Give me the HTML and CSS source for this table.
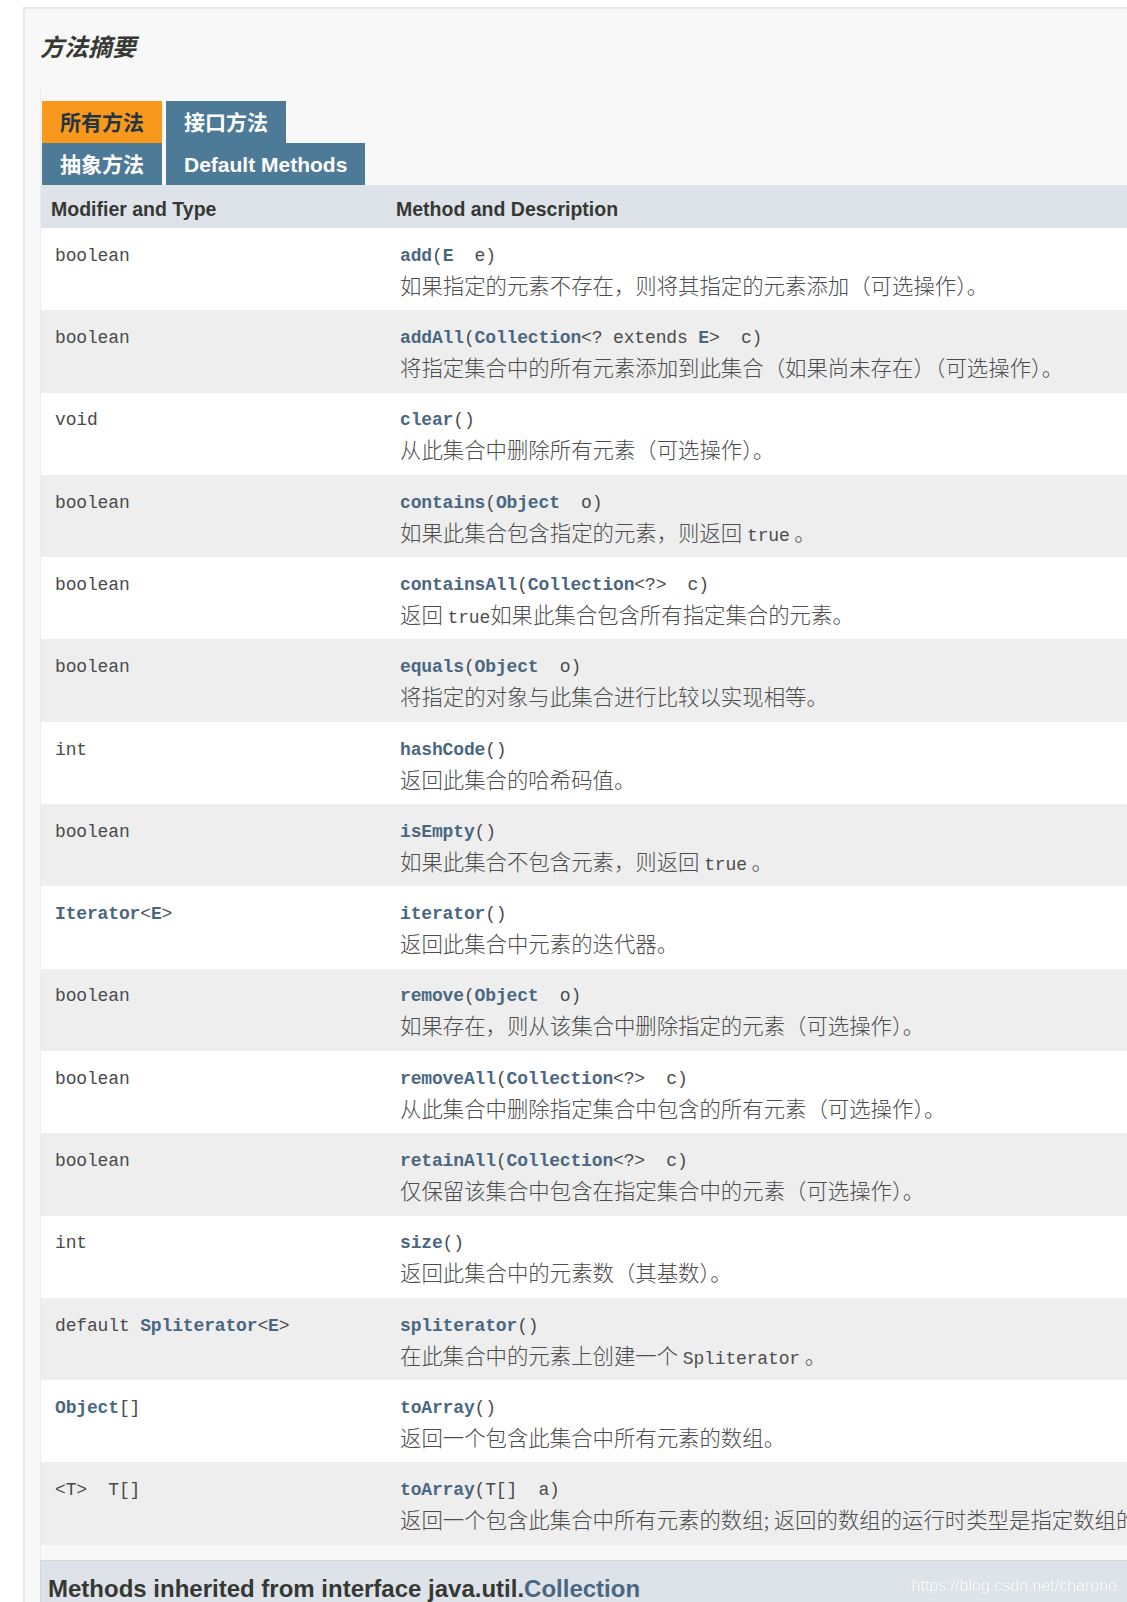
FILE: index.html
```html
<!DOCTYPE html>
<html lang="zh-CN">
<head>
<meta charset="utf-8">
<title>方法摘要</title>
<link rel="stylesheet" href="styles.css">
</head>
<body>
<div class="outer">
  <h3 class="title">方法摘要</h3>
  <div class="inner">
    <div class="tabs">
      <span class="tab active">所有方法</span>
      <span class="tab">接口方法</span>
      <span class="tab">抽象方法</span>
      <span class="tab">Default Methods</span>
    </div>
    <table class="summary">
      <colgroup><col class="col1"><col class="col2"></colgroup>
      <thead>
        <tr><th>Modifier and Type</th><th>Method and Description</th></tr>
      </thead>
      <tbody>
        <tr>
          <td><div class="code">boolean</div></td>
          <td><div class="code"><b class="lk">add</b>(<b class="lk">E</b>&nbsp;&nbsp;e)</div><div class="desc">如果指定的元素不存在，则将其指定的元素添加（可选操作）。</div></td>
        </tr>
        <tr>
          <td><div class="code">boolean</div></td>
          <td><div class="code"><b class="lk">addAll</b>(<b class="lk">Collection</b>&lt;? extends <b class="lk">E</b>&gt;&nbsp;&nbsp;c)</div><div class="desc">将指定集合中的所有元素添加到此集合（如果尚未存在）（可选操作）。</div></td>
        </tr>
        <tr>
          <td><div class="code">void</div></td>
          <td><div class="code"><b class="lk">clear</b>()</div><div class="desc">从此集合中删除所有元素（可选操作）。</div></td>
        </tr>
        <tr>
          <td><div class="code">boolean</div></td>
          <td><div class="code"><b class="lk">contains</b>(<b class="lk">Object</b>&nbsp;&nbsp;o)</div><div class="desc">如果此集合包含指定的元素，则返回 <span class="ic">true</span> 。</div></td>
        </tr>
        <tr>
          <td><div class="code">boolean</div></td>
          <td><div class="code"><b class="lk">containsAll</b>(<b class="lk">Collection</b>&lt;?&gt;&nbsp;&nbsp;c)</div><div class="desc">返回 <span class="ic">true</span>如果此集合包含所有指定集合的元素。</div></td>
        </tr>
        <tr>
          <td><div class="code">boolean</div></td>
          <td><div class="code"><b class="lk">equals</b>(<b class="lk">Object</b>&nbsp;&nbsp;o)</div><div class="desc">将指定的对象与此集合进行比较以实现相等。</div></td>
        </tr>
        <tr>
          <td><div class="code">int</div></td>
          <td><div class="code"><b class="lk">hashCode</b>()</div><div class="desc">返回此集合的哈希码值。</div></td>
        </tr>
        <tr>
          <td><div class="code">boolean</div></td>
          <td><div class="code"><b class="lk">isEmpty</b>()</div><div class="desc">如果此集合不包含元素，则返回 <span class="ic">true</span> 。</div></td>
        </tr>
        <tr>
          <td><div class="code"><b class="lk">Iterator</b>&lt;<b class="lk">E</b>&gt;</div></td>
          <td><div class="code"><b class="lk">iterator</b>()</div><div class="desc">返回此集合中元素的迭代器。</div></td>
        </tr>
        <tr>
          <td><div class="code">boolean</div></td>
          <td><div class="code"><b class="lk">remove</b>(<b class="lk">Object</b>&nbsp;&nbsp;o)</div><div class="desc">如果存在，则从该集合中删除指定的元素（可选操作）。</div></td>
        </tr>
        <tr>
          <td><div class="code">boolean</div></td>
          <td><div class="code"><b class="lk">removeAll</b>(<b class="lk">Collection</b>&lt;?&gt;&nbsp;&nbsp;c)</div><div class="desc">从此集合中删除指定集合中包含的所有元素（可选操作）。</div></td>
        </tr>
        <tr>
          <td><div class="code">boolean</div></td>
          <td><div class="code"><b class="lk">retainAll</b>(<b class="lk">Collection</b>&lt;?&gt;&nbsp;&nbsp;c)</div><div class="desc">仅保留该集合中包含在指定集合中的元素（可选操作）。</div></td>
        </tr>
        <tr>
          <td><div class="code">int</div></td>
          <td><div class="code"><b class="lk">size</b>()</div><div class="desc">返回此集合中的元素数（其基数）。</div></td>
        </tr>
        <tr>
          <td><div class="code">default <b class="lk">Spliterator</b>&lt;<b class="lk">E</b>&gt;</div></td>
          <td><div class="code"><b class="lk">spliterator</b>()</div><div class="desc">在此集合中的元素上创建一个 <span class="ic">Spliterator</span> 。</div></td>
        </tr>
        <tr>
          <td><div class="code"><b class="lk">Object</b>[]</div></td>
          <td><div class="code"><b class="lk">toArray</b>()</div><div class="desc">返回一个包含此集合中所有元素的数组。</div></td>
        </tr>
        <tr>
          <td><div class="code">&lt;T&gt;&nbsp;&nbsp;T[]</div></td>
          <td><div class="code"><b class="lk">toArray</b>(T[]&nbsp;&nbsp;a)</div><div class="desc">返回一个包含此集合中所有元素的数组; 返回的数组的运行时类型是指定数组的运行时类型。</div></td>
        </tr>
      </tbody>
    </table>
    <div class="inherited">
      <h3 class="inh-title">Methods inherited from interface java.util.<span class="inh-link">Collection</span></h3>
    </div>
  </div>
</div>
<div class="watermark">https://blog.csdn.net/charono</div>
</body>
</html>
```

FILE: styles.css
```css
html, body {
  margin: 0;
  padding: 0;
  overflow: hidden;
  background: #ffffff;
}

body {
  width: 1127px;
  height: 1602px;
  font-family: "Liberation Sans", "Noto Sans CJK SC", sans-serif;
  color: #353833;
}

.outer {
  margin: 7px 0 0 23px;
  width: 1400px;
  border-top: 2px solid #e9e9e9;
  border-left: 2px solid #e9e9e9;
  background: #f8f8f8;
  padding: 0 0 0 15px;
  box-sizing: border-box;
}

.title {
  margin: 0;
  padding-top: 23px;
  height: 55px;
  box-sizing: border-box;
  font-size: 24px;
  line-height: 32px;
  font-weight: bold;
  font-style: italic;
  color: #353833;
  font-family: "Liberation Sans", "Noto Sans CJK SC", sans-serif;
}

.inner {
  margin-top: 22px;
  border-left: 1px solid #ececec;
  padding-top: 15px;
}

.tabs {
  display: flex;
  flex-wrap: wrap;
  column-gap: 4px;
  width: 330px;
  margin-left: 1px;
}

.tab {
  display: block;
  height: 42px;
  box-sizing: border-box;
  padding: 2px 18px 0;
  line-height: 40px;
  min-width: 84px;
  text-align: center;
  background: #4d7a97;
  color: #ffffff;
  font-size: 21px;
  font-weight: bold;
  white-space: nowrap;
}

.tab.active {
  background: #f8981d;
  color: #253441;
}

.summary {
  border-collapse: collapse;
  border-spacing: 0;
  table-layout: fixed;
  width: 1300px;
}

.col1 { width: 345px; }
.col2 { width: 955px; }

.summary th {
  background: #dee3e9;
  text-align: left;
  font-size: 19.5px;
  font-weight: bold;
  color: #353833;
  height: 43px;
  box-sizing: border-box;
  padding: 6px 0 0 10px;
  line-height: 37px;
  vertical-align: top;
}

.summary td {
  vertical-align: top;
  padding: 11.8px 0 12.5px 14px;
  background: #ffffff;
}

.summary tbody tr:nth-child(even) td {
  background: #eeeeef;
}

.code {
  font-family: "Liberation Mono", "Noto Sans CJK SC", monospace;
  font-size: 18px;
  letter-spacing: -0.15px;
  line-height: 32px;
  height: 32px;
  color: #4a4a4a;
  white-space: pre;
}

.lk {
  color: #4a6782;
  font-weight: bold;
}

.desc {
  font-family: "Noto Sans CJK SC", sans-serif;
  font-weight: 300;
  font-size: 21.4px;
  line-height: 26px;
  height: 26px;
  color: #4d4d4d;
  white-space: nowrap;
}

.ic {
  font-family: "Liberation Mono", monospace;
  font-size: 18px;
  letter-spacing: -0.15px;
  font-weight: normal;
}

.inherited {
  margin-top: 15px;
  margin-left: -1px;
  background: #dee3e9;
  border: 1px solid #cfd8e1;
  padding: 12px 7px 10px;
}

.inh-title {
  margin: 0;
  font-size: 24px;
  line-height: 32px;
  font-weight: bold;
  color: #353833;
}

.inh-link {
  color: #4a6782;
}

.watermark {
  position: fixed;
  right: 10px;
  bottom: 7px;
  font-family: "Liberation Sans", sans-serif;
  font-size: 16px;
  line-height: 18px;
  color: rgba(255, 255, 255, 0.92);
  text-shadow: 0 0 1px rgba(120, 130, 140, 0.35);
}
```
■ ■ ■ ■
Your objective: Copy each line of the listing that holds the word "table".

Solved exercise:
Give me the HTML and CSS source for this table.
    <table class="summary">
    </table>
  table-layout: fixed;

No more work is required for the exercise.